Nonetheless, National Review is sorely lacking in its own list of what's wrong with the deal. In the list wars, the White House has won hands-down. That may not be a good way to judge, but the WH provided a damn good list and NRO provided article after article of warmed-over Hitler comparisons. Fourteen articles in all, and no list! Come on, tell me some solid reasons why this is a repeat of the accord that gave free rein to Hitler.

Evaluation Sorely Lacking

I didn't find a strong critique of the deal, so I'm left hoping that it's as good as it sounds. But it's not just me. One commenter reports that the Israeli stock market is soaring! WAY TO GO!!!!

What I didn't realize that the sanctions weren't meant to convince Iran to give up nuclear weapons programs. Instead, they were meant to collapse the Iranian government:
"Realists knew that the sanctions were good for only one purpose: to weaken the regime to the point where it would collapse or be overthrown."--National Review
Stupid me. Regime change was so good in Iraq and Afghanistan that we want it for the even more populous country of Iran. What a plan! That won't destabilize the mideast at all. No wonder the Israeli stock market is cheering.

[Apology: I didn't mean to turn this post into a rant. I honestly wanted to find out more about this agreement. Something in me got wound up by those 14 stories in NRO. I didn't get to chill out because among the Google top news for the US, the Iran story didn't even make an appearance.]


Extras. A more balanced piece in National Review. It reports that Iran's concessions will set its enrichment program back only a few months, with some checkable details. Fareed Zakaria tries to sort it out. George Will declares that Iran will get the bomb for sure now.

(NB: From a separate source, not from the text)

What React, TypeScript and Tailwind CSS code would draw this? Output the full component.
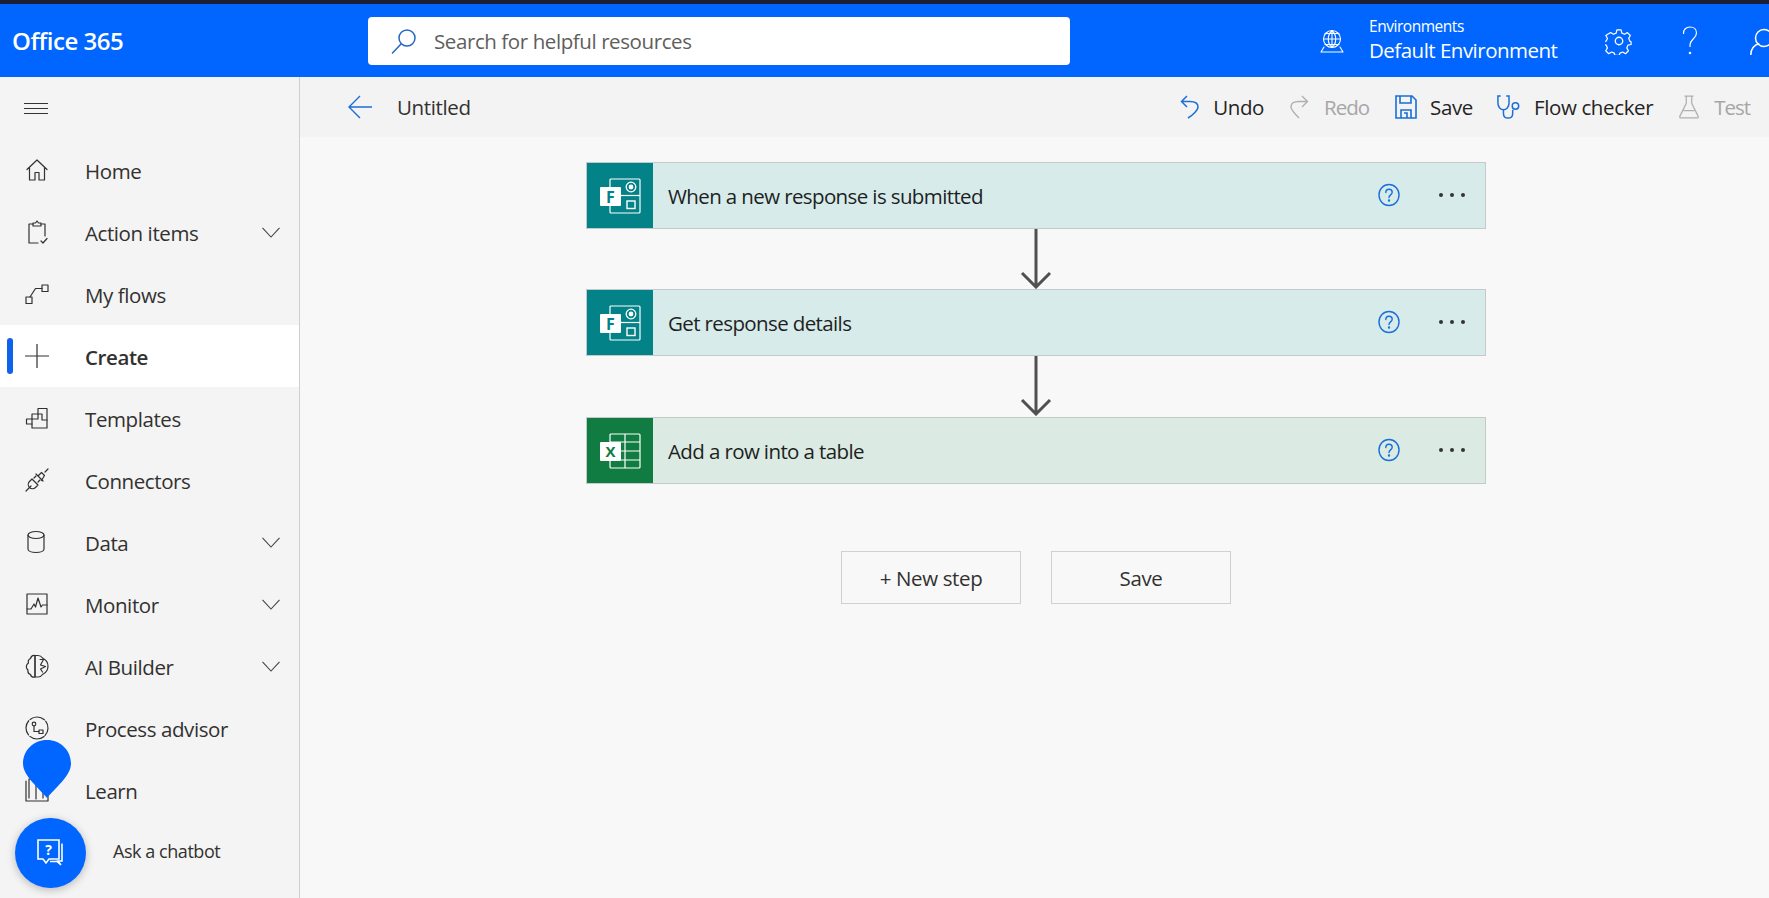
import { ReactNode } from "react";

const Icon = ({ children, className = "h-6 w-6", vb = "0 0 24 24", sw = 1.2 }: { children: ReactNode; className?: string; vb?: string; sw?: number }) => (
  <svg viewBox={vb} className={className} fill="none" stroke="currentColor" strokeWidth={sw} strokeLinecap="round" strokeLinejoin="round">
    {children}
  </svg>
);

const Chevron = () => (
  <svg viewBox="0 0 18 11" className="h-[11px] w-[18px] text-[#444]" fill="none" stroke="currentColor" strokeWidth="1.1">
    <path d="M0.5 0.8 9 10 17.5 0.8" />
  </svg>
);

const navItems: { label: string; icon: ReactNode; chevron?: boolean; active?: boolean }[] = [
  { label: "Home", icon: <path d="M2 11.5 12 2l10 9.5M4.5 9.5V22h5.5v-7.5h4V22h5.5V9.5" /> },
  { label: "Action items", chevron: true, icon: <><path d="M8 4H4v19h9M20 4h-4M20 4v12" /><path d="M8 6V3h2.5l1.5-2 1.5 2H16v3z" /><path d="m16 21 2 2 4-4.5" /></> },
  { label: "My flows", icon: <><rect x="1" y="15" width="6" height="6.5" /><rect x="17" y="3" width="6" height="6.5" /><path d="M5 15 10.5 6.5H17" /></> },
  { label: "Create", active: true, icon: <path d="M12 0v24M0 12h24" /> },
  { label: "Templates", icon: <><path d="M1.5 13H7V8h6V2.500h9V22H7v-4H1.5z" /><path d="M13 8h4v6h5M7 13v5M7 13h6V8" /></> },
  { label: "Connectors", icon: <><path d="m1 23 5-5M23 1l-3 3" /><path d="m7 11 6 6-2.500 2.500a4 4 0 0 1-6-6zM13.500 7.500l3-3 3 3-3 5M11 6l7 7" /><path d="m9 10 2-2M13 14l2-2" /></> },
  { label: "Data", chevron: true, icon: <><ellipse cx="11" cy="5" rx="8" ry="3.5" /><path d="M3 5v14c0 2 3.500 3.500 8 3.500s8-1.500 8-3.500V5" /></> },
  { label: "Monitor", chevron: true, icon: <><rect x="2" y="2" width="20" height="20" /><path d="M2 17h4l3-5 1.500 3L13 6l3 9 1.500-2H22" /></> },
  { label: "AI Builder", chevron: true, icon: <><path d="M10 1.500C7.500 1 6 2.500 5.500 4.500 3 5.500 3 8 3.500 9 1 10.500 .5 14 3 16c-.5 2.500 1 4 2.500 4.500.5 2 2.500 3 4.500 2.500z" /><path d="M10 1.500h3c2 0 3.500 1 4.500 2.500 3 1.500 5.500 4.500 5.500 8s-2.500 7-5.500 8.500c-1 1.500-2.500 2.500-4.500 2.500h-3z" /><path d="M15 5.500h3.500l-3 5.500 5 1.500-5 2.500 2 3" /></> },
  { label: "Process advisor", icon: <><circle cx="12" cy="12" r="11" strokeDasharray="15.3 2" transform="rotate(50 12 12)" /><circle cx="9" cy="8" r="1.8" /><rect x="14" y="14" width="4" height="3.5" /><path d="M9 10v5.500h5" /></> },
  { label: "Learn", icon: <><path d="M1 3v20h22V3" /><path d="M4 20V1h7v20M11 21V3h7v17" /></> },
];

const FormsLogo = () => (
  <svg viewBox="0 0 41 36" className="h-9 w-[41px]" fill="none" stroke="white" strokeWidth="1.2">
    <rect x="10" y="1" width="30" height="34" rx="1" />
    <circle cx="31" cy="9" r="4.8" strokeWidth="1.3" />
    <circle cx="31" cy="9" r="1.8" fill="white" />
    <rect x="27" y="23" width="8" height="7.5" strokeWidth="1.4" />
    <path d="M21 17.5h19" />
    <rect x="0" y="9" width="21" height="19" rx="1" fill="white" stroke="none" />
    <text x="10.5" y="24.5" textAnchor="middle" fill="#038387" stroke="none" fontSize="16" fontWeight="700" fontFamily="'Open Sans', sans-serif">F</text>
  </svg>
);

const ExcelLogo = () => (
  <svg viewBox="0 0 41 36" className="h-9 w-[41px]" fill="none" stroke="white" strokeWidth="1.2">
    <rect x="10" y="1" width="30" height="34" rx="1" />
    <path d="M25 1v34M10 9h30M21 18h19M21 27h19" />
    <rect x="0" y="9" width="21" height="19" rx="1" fill="white" stroke="none" />
    <text x="10.5" y="24" textAnchor="middle" fill="#107c41" stroke="none" fontSize="15" fontWeight="700" fontFamily="'Open Sans', sans-serif">X</text>
  </svg>
);

const HelpCircle = () => (
  <svg viewBox="0 0 22 24" className="h-6 w-[22px] text-[#1a6fd8]" fill="none" stroke="currentColor" strokeWidth="1.4" strokeLinecap="round">
    <ellipse cx="11" cy="12" rx="10" ry="10.5" />
    <path d="M7.800 9.500C7.800 7.500 9.200 6.300 11 6.300s3.200 1.200 3.200 3c0 2.500-3.200 2.700-3.200 5.200" />
    <circle cx="11" cy="17.5" r=".5" fill="currentColor" />
  </svg>
);

const Step = ({ title, excel }: { title: string; excel?: boolean }) => (
  <div className={`flex h-[67px] w-[900px] items-stretch border border-[#c4cacb] ${excel ? "bg-[#dbeae2]" : "bg-[#d8ebeb]"}`}>
    <div className={`flex w-[66px] items-center justify-center ${excel ? "bg-[#107c41]" : "bg-[#038387]"}`}>
      {excel ? <ExcelLogo /> : <FormsLogo />}
    </div>
    <div className="flex-1 pl-[15px] pt-[1px] text-[20.5px] leading-[65px] tracking-[-0.03em] text-[#201f1e]">{title}</div>
    <div className="mr-[20px] flex items-center gap-[39px] pb-[2px]">
      <HelpCircle />
      <div className="flex gap-[7px]">
        <span className="h-[4px] w-[4px] rounded-full bg-[#333]" />
        <span className="h-[4px] w-[4px] rounded-full bg-[#333]" />
        <span className="h-[4px] w-[4px] rounded-full bg-[#333]" />
      </div>
    </div>
  </div>
);

const Arrow = ({ tall }: { tall?: boolean }) => (
  <div className={`flex w-[900px] justify-center ${tall ? "h-[61px]" : "h-[60px]"}`}>
    <svg viewBox="0 0 32 60" className="h-[60px] w-8 text-[#505050]" fill="none" stroke="currentColor" strokeWidth="3">
      <path d="M16 0v58M2 44l14 14 14-14" />
    </svg>
  </div>
);

const ToolButton = ({ label, icon, disabled, className = "" }: { label: string; icon: ReactNode; disabled?: boolean; className?: string }) => (
  <div className={`flex items-center ${disabled ? "gap-[15px] text-[#b0b0b0]" : "gap-[13px] text-[#1a6fd8]"} ${className}`}>
    {icon}
    <span className={`pt-[1px] text-[20.5px] ${disabled ? "tracking-[-0.05em] text-[#a6a6a6]" : "tracking-[-0.018em] text-[#252423]"}`}>{label}</span>
  </div>
);

export default function App() {
  return (
    <div className="flex h-[898px] w-[1769px] flex-col overflow-hidden bg-[#f8f8f8] font-['Open_Sans',sans-serif]">
      <div className="h-[4px] shrink-0 bg-[#1c2036]" />
      <header className="flex h-[73px] shrink-0 items-center whitespace-nowrap bg-[#0066ff] text-white">
        <div className="w-[368px] shrink-0 pl-3 text-[24px] font-semibold tracking-[-0.02em]">Office 365</div>
        <div className="flex h-[48px] w-[702px] shrink-0 items-center rounded-[4px] bg-white pl-[23px]">
          <svg viewBox="0 0 26 26" className="h-[26px] w-[26px] text-[#2566c8]" fill="none" stroke="currentColor" strokeWidth="1.5">
            <circle cx="16" cy="10" r="8" />
            <path d="M10 16 1.500 25" strokeLinecap="round" />
          </svg>
          <span className="ml-[17px] pt-[2px] text-[20.5px] tracking-[-0.02em] text-[#605e5c]">Search for helpful resources</span>
        </div>
        <div className="ml-[250px] flex shrink-0 items-center">
          <Icon className="h-6 w-6" sw={1.1}>
            <circle cx="12" cy="10" r="8.5" />
            <path d="M3.500 10h17M12 1.500v17M12 1.500c-5 4.500-5 12.500 0 17M12 1.500c5 4.500 5 12.500 0 17M5 4.500h14M5 15.500h14M4 18 1 23h22l-3-5" />
          </Icon>
          <div className="ml-[25px] flex w-[190px] flex-col pb-[3px]">
            <span className="text-[15.5px] leading-[22px] tracking-[-0.03em]">Environments</span>
            <span className="text-[20.5px] leading-[26px] tracking-[-0.025em]">Default Environment</span>
          </div>
          <svg viewBox="0 0 24 24" className="ml-[46px] h-[28px] w-[28px]" fill="none" stroke="currentColor" strokeWidth="1.15" strokeLinejoin="round">
            <circle cx="12" cy="12" r="3.2" />
            <path d="M10 1.500h4l.7 3 2.600 1.100 2.700-1.600 2.800 2.800-1.600 2.700 1.100 2.600 0 0 1.200.6v2.600l-3 .7-1.100 2.600 1.600 2.700-2.800 2.800-2.700-1.600-2.600 1.100-.7 2h-4l-.7-2-2.600-1.100-2.700 1.600-2.800-2.800 1.600-2.700-1.100-2.600-3-.7v-2.600l3-.7 1.100-2.600-1.600-2.700L4 4l2.700 1.600L9.300 4.500z" transform="translate(1.200 1.200) scale(.9)" />
          </svg>
          <svg viewBox="0 0 16 30" className="ml-[49px] h-[30px] w-4" fill="none" stroke="currentColor" strokeWidth="1.2" strokeLinecap="round">
            <path d="M1.500 7.500C1.500 3.500 4 1 8 1s6.500 2.500 6.500 6c0 5.500-6.500 6-6.500 12v1.500" />
            <circle cx="8" cy="27" r=".7" fill="currentColor" />
          </svg>
          <svg viewBox="0 0 30 30" className="ml-[52px] h-[30px] w-[30px] shrink-0" fill="none" stroke="currentColor" strokeWidth="1.5">
            <circle cx="14" cy="12" r="8.5" />
            <path d="M.8 29c0-6 3.500-10 8.500-11.500" />
          </svg>
        </div>
      </header>

      <div className="flex flex-1 overflow-hidden">
        <aside className="relative w-[300px] shrink-0 border-r border-[#cfcfcf] bg-[#f4f4f4]">
          <div className="flex h-[62px] items-center pl-[24px]">
            <div className="flex w-6 flex-col gap-[4px]">
              <div className="h-[1px] bg-[#333]" />
              <div className="h-[1px] bg-[#333]" />
              <div className="h-[1px] bg-[#333]" />
            </div>
          </div>
          {navItems.map((item) => (
            <div
              key={item.label}
              className={`relative flex h-[62px] items-center pl-[25px] pr-[19px] text-[#323130] ${item.active ? "bg-white" : ""}`}
            >
              {item.active && <span className="absolute left-[7px] top-[13px] h-[36px] w-[6px] rounded-full bg-[#0f62ea]" />}
              <Icon>{item.icon}</Icon>
              <span className={`ml-[36px] flex-1 pt-[2px] text-[20.5px] tracking-[-0.02em] ${item.active ? "font-semibold" : ""}`}>{item.label}</span>
              {item.chevron && <Chevron />}
            </div>
          ))}
          <div className="-mt-[3px] flex items-center pl-[15px]">
            <div className="flex h-[70px] w-[71px] items-center justify-center rounded-full bg-[#0066ff] text-white shadow-[0_2px_8px_rgba(0,0,0,0.25)]">
              <svg viewBox="0 0 28 30" className="h-[30px] w-[28px]" fill="none" stroke="currentColor" strokeWidth="1.6">
                <path d="M1 2h21v19H12l-3 4-3-4H1zM25 5.500V23h-3l-1 0 3 4-4-3.500h-7" />
                <text x="11.5" y="16.5" textAnchor="middle" fill="currentColor" stroke="none" fontSize="14" fontWeight="700" fontFamily="'Open Sans', sans-serif">?</text>
              </svg>
            </div>
            <span className="ml-[27px] pb-[4px] text-[18px] tracking-[-0.025em] text-[#323130]">Ask a chatbot</span>
          </div>
          <div className="absolute left-[23px] top-[663px] text-[#0066ff]">
            <svg viewBox="0 0 48 58" className="h-[58px] w-[48px]" fill="currentColor">
              <path d="M24 58C16 48 0 36 0 23.500 0 10.500 10.500 0 24 0s24 10.500 24 23.500C48 36 32 48 24 58z" />
            </svg>
          </div>
        </aside>

        <main className="flex-1">
          <div className="flex h-[60px] items-center bg-[#f3f3f3] pl-[48px] pr-[19px]">
            <svg viewBox="0 0 24 24" className="h-6 w-6 text-[#1a6fd8]" fill="none" stroke="currentColor" strokeWidth="1.4">
              <path d="M24 12H1M12 1 1 12l11 11" />
            </svg>
            <span className="ml-[25px] pt-[1px] text-[20.5px] tracking-[-0.018em] text-[#323130]">Untitled</span>
            <div className="ml-auto flex items-center">
              <ToolButton
                label="Undo"
                icon={<svg viewBox="0 0 20 24" className="h-6 w-5" fill="none" stroke="currentColor" strokeWidth="1.5"><path d="M7 1 1.500 6.500 7 12M1.500 6.500H10c5 0 8 1.500 8 5.500 0 3-5 8-10 11" /></svg>}
              />
              <ToolButton
                disabled
                className="ml-[25px]"
                label="Redo"
                icon={<svg viewBox="0 0 20 24" className="h-6 w-5" fill="none" stroke="currentColor" strokeWidth="1.4"><path d="M13 1l5.500 5.500L13 12M18.500 6.500H10C5 6.500 2 8 2 12c0 3 5 8 8 11" /></svg>}
              />
              <ToolButton
                className="ml-[26px]"
                label="Save"
                icon={<svg viewBox="0 0 22 24" className="h-6 w-[22px]" fill="none" stroke="currentColor" strokeWidth="1.6"><path d="M1 1h16l4 4v18H1zM5 1v7h11V1M6 23v-8h10v8" /><path d="M9 18h3v5" /></svg>}
              />
              <ToolButton
                className="ml-[24px]"
                label="Flow checker"
                icon={<svg viewBox="0 0 26 26" className="h-[26px] w-[24px]" fill="none" stroke="currentColor" strokeWidth="1.6"><path d="M4 1H1v8c0 4 3 7 6 7s6-3 6-7V1h-3M7 16v4c0 3 2 5 5 5s5-2 5-5v-4" /><circle cx="20" cy="12" r="3.5" /></svg>}
              />
              <ToolButton
                disabled
                className="ml-[26px]"
                label="Test"
                icon={<svg viewBox="0 0 22 26" className="h-[26px] w-5" fill="none" stroke="currentColor" strokeWidth="1.4"><path d="M6 1h10M8 1v8L1 23c-.5 1 0 2 1 2h18c1 0 1.500-1 1-2L14 9V1M5 17h12" /></svg>}
              />
            </div>
          </div>

          <div className="flex flex-col pl-[286px] pt-[25px]">
            <Step title="When a new response is submitted" />
            <Arrow />
            <Step title="Get response details" />
            <Arrow tall />
            <Step title="Add a row into a table" excel />
            <div className="ml-[255px] mt-[67px] flex gap-[30px]">
              <button className="h-[53px] w-[180px] border border-[#d0d0d0] pt-[1px] text-[20.5px] tracking-[-0.018em] text-[#323130]">+ New step</button>
              <button className="h-[53px] w-[180px] border border-[#d0d0d0] pt-[1px] text-[20.5px] tracking-[-0.018em] text-[#323130]">Save</button>
            </div>
          </div>
        </main>
      </div>
    </div>
  );
}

Some typical "Munich" rhetoric with an ironic kicker:
"There is not a good record, from Philip of Macedon to Hitler to Stalin in the 1940s to Carter and the Soviets in the 1970s to radical Islamists in the 1990s, of expecting authoritarians and thugs to listen to reason, cool their aggression, and appreciate democracies’ sober and judicious appeal to logic — once they sense in the West greater eagerness to announce new, rather than to enforce old, agreements."--National Review
But wait, didn't the Soviets do just that, cool their aggression, and change their ways without a massive war? Nah, it couldn't ever work that way again.



RSin said...

This is the only guy worth listening to on CNN and I usually trust his Middle East analysis.

ModeratePoli said...

@rs, I already had that link, which is to Fareed Zakaria. I don't feel on firm ground with respect to international affairs because I don't travel nearly enough to get an on-the-ground sense.